Vitrification for diverse types of waste
Trials have been completed in Cumbria on a technology that converts mixed, lower-activity radioactive waste into a durable glass form.
Dealing efficiently and effectively with large quantities of mixed, diverse radioactive waste.
Thermal treatment technology already used overseas for asbestos and soils treatment to produce stable, passively safe material that can be disposed of.
Volume reduction, passivation and capacity to treat mixed contaminated waste cost-effectively.
New, more efficient ways of dealing with radioactive waste are an ongoing and important focus for the whole nuclear industry. Recent pilot trials in Cumbria have demonstrated that vitrification using thermal treatment has the potential to be used cost-effectively for mixed waste streams containing medium and lower levels of activity. The Geomelt® technology was developed in the US to treat a range of problematic wastes.
Across our estate such wastes are traditionally encapsulated in cement which increases overall waste volumes significantly. Thermal treatment is currently used only for high level liquid waste, a by-product of reprocessing spent nuclear fuel, which is vitrified at Sellafield.

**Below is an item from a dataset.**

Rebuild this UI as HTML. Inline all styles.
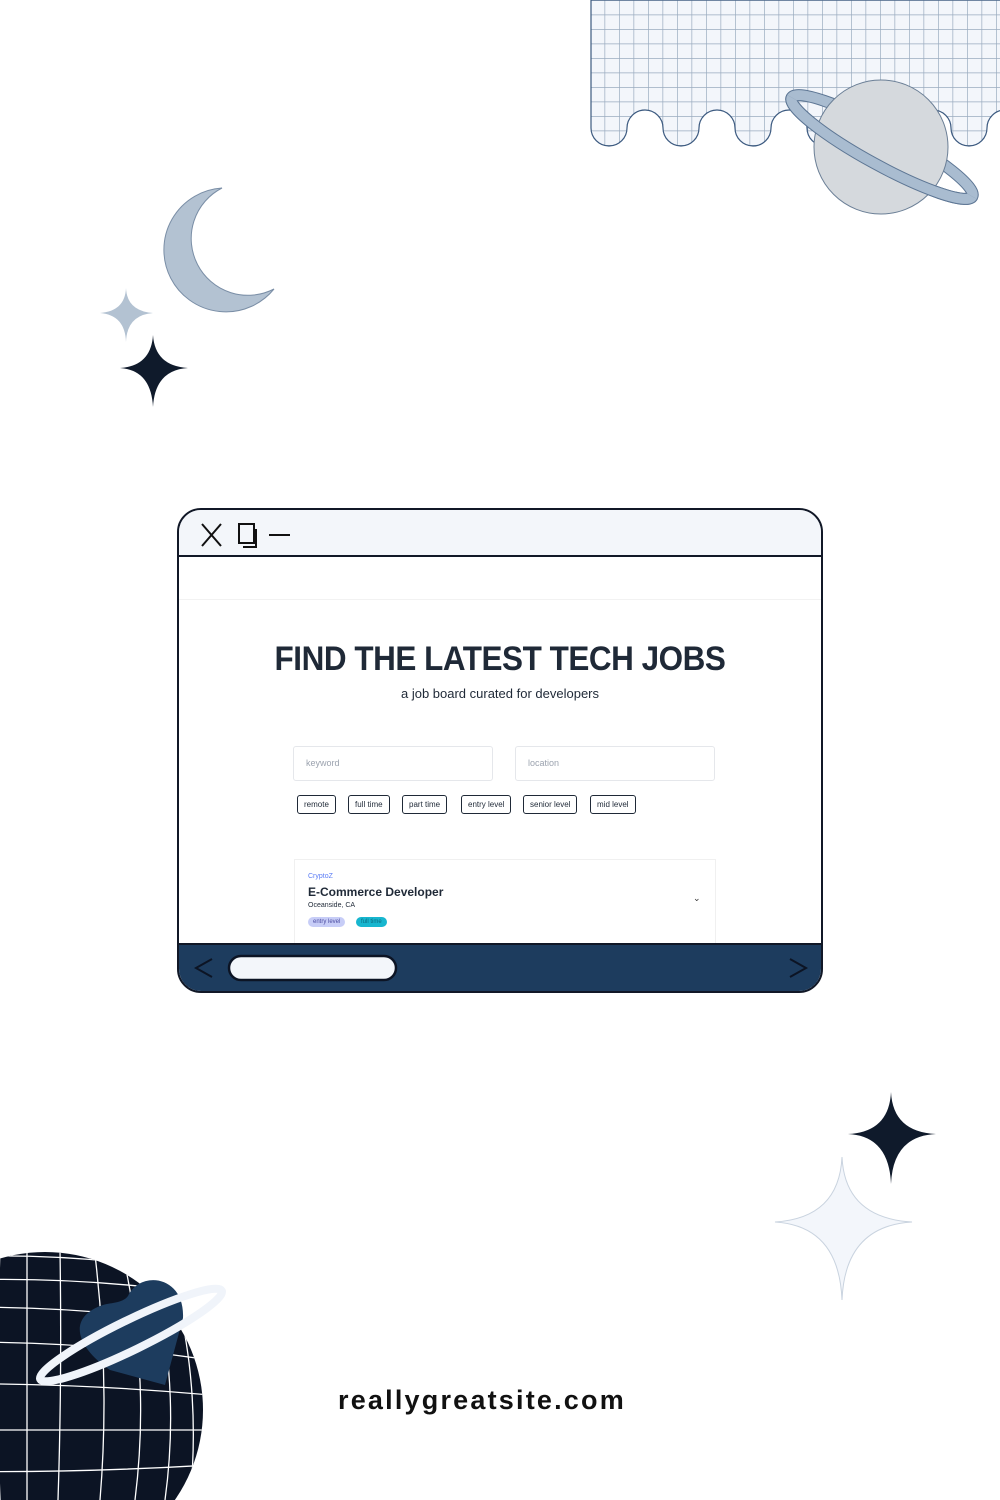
<!DOCTYPE html>
<html><head><meta charset="utf-8"><style>
*{margin:0;padding:0;box-sizing:border-box}
html,body{width:1000px;height:1500px;overflow:hidden}
body{background:#fff;position:relative;font-family:"Liberation Sans",sans-serif}
.abs{position:absolute}
.win{left:177px;top:508px;width:646px;height:485px;border:2.5px solid #111827;border-radius:24px;overflow:hidden;background:#fff}
.bar{height:47px;background:#f3f6fa;border-bottom:2.5px solid #111827;position:relative}
.foot{position:absolute;left:0;right:0;bottom:0;height:48px;background:#1d3c5e;border-top:2.5px solid #111827}
h1{position:absolute;left:0;right:0;top:130px;text-align:center;font-size:34px;font-weight:bold;color:#1f2937;letter-spacing:-0.5px;transform:scaleX(0.925)}
.sub{position:absolute;left:0;right:0;top:176px;text-align:center;font-size:13px;color:#1f2937}
.inp{position:absolute;top:236px;width:200px;height:35px;border:1px solid #e5e7eb;border-radius:3px;font-size:9px;color:#9ca3af;padding:11px 12px}
.tag{position:absolute;top:285px;height:19px;border:1.3px solid #1f2937;border-radius:3px;font-size:8px;color:#1f2937;padding:4px 6px}
.card{position:absolute;left:115px;top:349px;width:422px;height:100px;border:1px solid #f0f0f0}
</style></head><body>
<svg class="abs" style="left:0;top:0" width="1000" height="1500">
<defs>
<pattern id="g" x="590" y="0" width="14.5" height="14.5" patternUnits="userSpaceOnUse"><rect width="14.5" height="14.5" fill="#f3f6fb"/><path d="M0 0V14.5M0 0H14.5" stroke="#9aabbf" stroke-width="1.4" fill="none"/></pattern>
<clipPath id="gc"><circle cx="45" cy="1410" r="158"/></clipPath>
<clipPath id="front"><rect x="700" y="147" width="400" height="200" transform="rotate(28.7 882 147)"/></clipPath>
</defs>
<path d="M591 0V128A18 18 0 0 0 627 128A18 18 0 0 1 663 128A18 18 0 0 0 699 128A18 18 0 0 1 735 128A18 18 0 0 0 771 128A18 18 0 0 1 807 128A18 18 0 0 0 843 128A18 18 0 0 1 879 128A18 18 0 0 0 915 128A18 18 0 0 1 951 128A18 18 0 0 0 987 128A18 18 0 0 1 1023 128V0Z" fill="url(#g)" stroke="#3c5a80" stroke-width="1.2"/>
<g transform="rotate(28.7 882 147)"><ellipse cx="882" cy="147" rx="103" ry="18" fill="none" stroke="#5d7694" stroke-width="12"/><ellipse cx="882" cy="147" rx="103" ry="18" fill="none" stroke="#a9bcd0" stroke-width="10"/></g>
<circle cx="881" cy="147" r="67" fill="#d5d9dd" stroke="#6b7f96" stroke-width="1"/>
<g clip-path="url(#front)"><g transform="rotate(28.7 882 147)"><ellipse cx="882" cy="147" rx="103" ry="18" fill="none" stroke="#5d7694" stroke-width="12"/><ellipse cx="882" cy="147" rx="103" ry="18" fill="none" stroke="#a9bcd0" stroke-width="10"/></g></g>
<path d="M222 188a62 62 0 1 0 52 101a50 50 0 1 1 -52 -101Z" fill="#b3c2d2" stroke="#7a8ea6" stroke-width="1"/>
<path d="M126 288Q127 311 153 313Q127 315 126 342Q125 315 100 313Q125 311 126 288Z" fill="#b3c2d2"/>
<path d="M153 335Q155 366 188 368Q155 370 153 407Q151 370 120 368Q151 366 153 335Z" fill="#0f1a2b"/>
<path d="M891 1092Q893 1132 936 1134Q893 1136 891 1184Q889 1136 848 1134Q889 1132 891 1092Z" fill="#0f1a2b"/>
<path d="M842 1157Q845 1218 912 1222Q845 1226 842 1300Q839 1226 775 1222Q839 1218 842 1157Z" fill="#f3f6fb" stroke="#c9d3df" stroke-width="1"/>
<circle cx="45" cy="1410" r="158" fill="#0c1424"/>
<g clip-path="url(#gc)" stroke="#fff" stroke-width="1.3" fill="none">
<path d="M-120 1262Q45 1245 210 1275M-120 1285Q45 1270 210 1295M-120 1310Q45 1300 210 1325M-120 1345Q45 1335 210 1360M-120 1385Q45 1380 210 1395M-120 1430Q45 1430 210 1430M-120 1470Q45 1475 210 1465"/>
<path d="M27 1250V1500M60 1250Q62 1380 58 1500M95 1255Q110 1380 100 1500M125 1265Q150 1380 135 1500M155 1285Q180 1390 165 1500M180 1310Q200 1400 190 1500M0 1250Q-5 1380 0 1500"/>
</g>
<path d="M128 1296C140 1270 185 1275 183 1318L165 1385L110 1370C80 1350 65 1320 100 1306C110 1302 122 1304 128 1296Z" fill="#1d3c5e"/>
<g transform="rotate(-26 131 1335)"><ellipse cx="131" cy="1335" rx="101" ry="15" fill="none" stroke="#f0f4fa" stroke-width="8"/></g>
</svg>
<div class="abs win">
<div class="bar">
<svg class="abs" style="left:20px;top:12px" width="100" height="26"><path d="M3 2L22 24M22 2L3 24" stroke="#111" stroke-width="2"/><rect x="40" y="2" width="15" height="19" fill="none" stroke="#111" stroke-width="2"/><path d="M57 7V25H44" fill="none" stroke="#111" stroke-width="2"/><path d="M70 13H91" stroke="#111" stroke-width="2"/></svg>
</div>
<div style="height:43px;border-bottom:1px solid #f2f2f2"></div>
<h1>FIND THE LATEST TECH JOBS</h1>
<div class="sub">a job board curated for developers</div>
<div class="inp" style="left:114px">keyword</div>
<div class="inp" style="left:336px">location</div>
<div class="tag" style="left:118px">remote</div>
<div class="tag" style="left:169px">full time</div>
<div class="tag" style="left:223px">part time</div>
<div class="tag" style="left:282px">entry level</div>
<div class="tag" style="left:344px">senior level</div>
<div class="tag" style="left:411px">mid level</div>
<div class="card">
<div class="abs" style="left:13px;top:13px;font-size:7px;color:#5b7cf5">CryptoZ</div>
<div class="abs" style="left:13px;top:25px;font-size:12px;font-weight:bold;color:#1f2937">E-Commerce Developer</div>
<div class="abs" style="left:13px;top:42px;font-size:7px;color:#1f2937">Oceanside, CA</div>
<div class="abs" style="left:13px;top:57px;font-size:6px;color:#4b4ba0;background:#c7cdf7;border-radius:6px;padding:2px 5px">entry level</div>
<div class="abs" style="left:61px;top:57px;font-size:6px;color:#0b6b80;background:#17b6cf;border-radius:6px;padding:2px 5px">full time</div>
<div class="abs" style="left:398px;top:33px;font-size:9px;color:#333">⌄</div>
</div>
<div class="foot">
<svg class="abs" style="left:0;top:0" width="646" height="48"><path d="M33 14L17 23L33 32" fill="none" stroke="#0c1424" stroke-width="2"/><path d="M611 14L627 23L611 32" fill="none" stroke="#0c1424" stroke-width="2"/><rect x="50" y="11" width="167" height="24" rx="12" fill="#f3f6fa" stroke="#0c1424" stroke-width="2.5"/></svg>
</div>
</div>
<div class="abs" style="left:338px;top:1385px;font-size:27px;font-weight:bold;letter-spacing:2.2px;color:#111">reallygreatsite.com</div>
</body></html>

Trials have been completed on a GeoMelt® demonstration rig to convert mixed lower activity material into a robust, durable glass wasteform. The demonstration rig was initially tested with nonradioactive materials at National Nuclear Laboratory’s (NNL) Workington facility then moved to the active rig hall in NNL’s Central Laboratory on the Sellafield site to tackle radioactive wastes. With a half-tonne capacity, the demonstrator has now successfully treated contaminated soil.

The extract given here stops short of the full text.